> **Dataset records**:
====
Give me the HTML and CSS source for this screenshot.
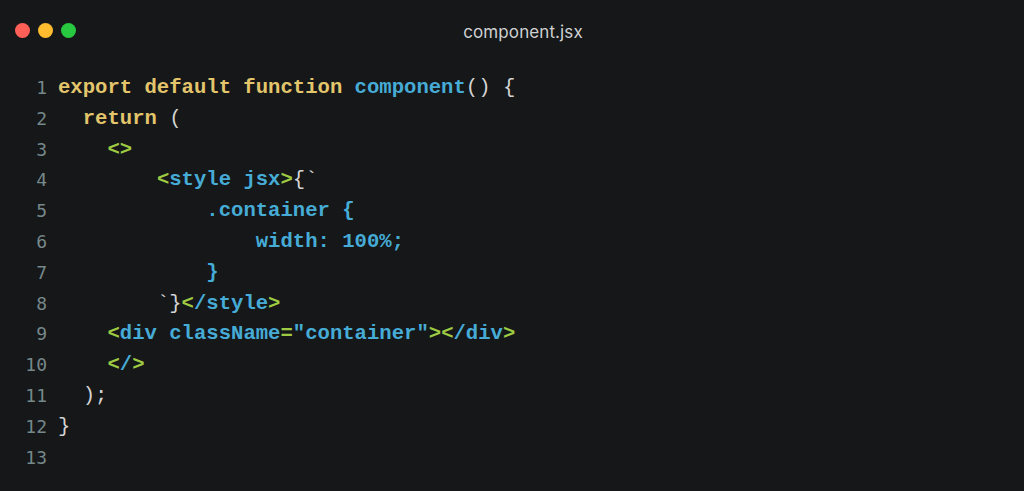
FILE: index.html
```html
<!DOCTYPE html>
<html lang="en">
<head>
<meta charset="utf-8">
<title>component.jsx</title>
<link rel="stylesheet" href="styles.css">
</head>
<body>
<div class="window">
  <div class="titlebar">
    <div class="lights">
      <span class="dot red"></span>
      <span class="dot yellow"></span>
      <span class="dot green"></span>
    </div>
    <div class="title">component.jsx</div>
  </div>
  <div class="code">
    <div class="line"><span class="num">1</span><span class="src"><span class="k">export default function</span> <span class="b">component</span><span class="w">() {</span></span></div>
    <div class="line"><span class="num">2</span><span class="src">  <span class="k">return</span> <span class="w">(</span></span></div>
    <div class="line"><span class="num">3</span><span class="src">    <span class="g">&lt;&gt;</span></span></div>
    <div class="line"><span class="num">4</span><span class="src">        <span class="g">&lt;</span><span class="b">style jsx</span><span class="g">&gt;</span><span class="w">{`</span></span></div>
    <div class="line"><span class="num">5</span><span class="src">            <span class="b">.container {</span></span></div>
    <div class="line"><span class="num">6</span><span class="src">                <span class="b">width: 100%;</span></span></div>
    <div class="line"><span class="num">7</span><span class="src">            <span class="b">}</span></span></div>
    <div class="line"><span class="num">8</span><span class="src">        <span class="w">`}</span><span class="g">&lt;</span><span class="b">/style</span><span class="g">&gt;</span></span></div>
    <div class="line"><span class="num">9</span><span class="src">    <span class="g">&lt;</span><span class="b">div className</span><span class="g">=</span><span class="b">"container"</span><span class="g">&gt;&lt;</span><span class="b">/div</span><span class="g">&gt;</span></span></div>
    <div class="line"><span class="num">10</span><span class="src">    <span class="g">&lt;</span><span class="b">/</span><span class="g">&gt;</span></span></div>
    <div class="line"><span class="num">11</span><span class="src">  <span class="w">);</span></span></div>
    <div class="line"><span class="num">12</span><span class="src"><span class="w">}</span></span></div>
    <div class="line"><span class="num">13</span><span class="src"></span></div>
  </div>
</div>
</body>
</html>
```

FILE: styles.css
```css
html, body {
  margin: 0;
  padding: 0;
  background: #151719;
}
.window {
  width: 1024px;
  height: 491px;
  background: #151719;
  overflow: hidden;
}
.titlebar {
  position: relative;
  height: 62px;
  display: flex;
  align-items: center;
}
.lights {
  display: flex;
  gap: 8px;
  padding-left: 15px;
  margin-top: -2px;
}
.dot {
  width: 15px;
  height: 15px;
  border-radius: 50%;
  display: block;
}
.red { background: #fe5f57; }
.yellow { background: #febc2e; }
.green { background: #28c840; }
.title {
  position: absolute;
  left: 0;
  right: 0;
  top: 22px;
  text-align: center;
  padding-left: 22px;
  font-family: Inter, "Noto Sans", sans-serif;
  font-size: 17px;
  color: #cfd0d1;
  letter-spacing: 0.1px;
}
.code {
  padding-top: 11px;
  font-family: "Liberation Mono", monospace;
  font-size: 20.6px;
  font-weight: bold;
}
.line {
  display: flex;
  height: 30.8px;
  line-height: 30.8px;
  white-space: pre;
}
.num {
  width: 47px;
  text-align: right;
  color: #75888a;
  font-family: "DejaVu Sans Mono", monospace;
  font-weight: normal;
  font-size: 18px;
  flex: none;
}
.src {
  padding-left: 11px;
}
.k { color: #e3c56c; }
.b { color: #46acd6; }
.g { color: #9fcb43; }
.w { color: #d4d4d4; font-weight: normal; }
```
====
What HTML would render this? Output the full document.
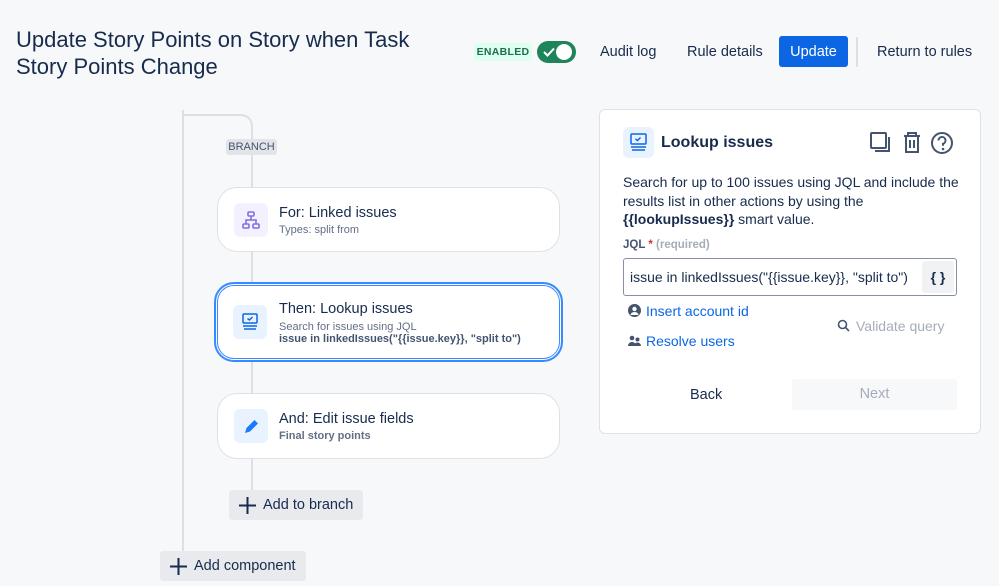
====
> **Instruction**: Return each line of the listing that holds the string "this".

> **Result**:
Give me the HTML and CSS source for this screenshot.
What HTML would render this? Output the full document.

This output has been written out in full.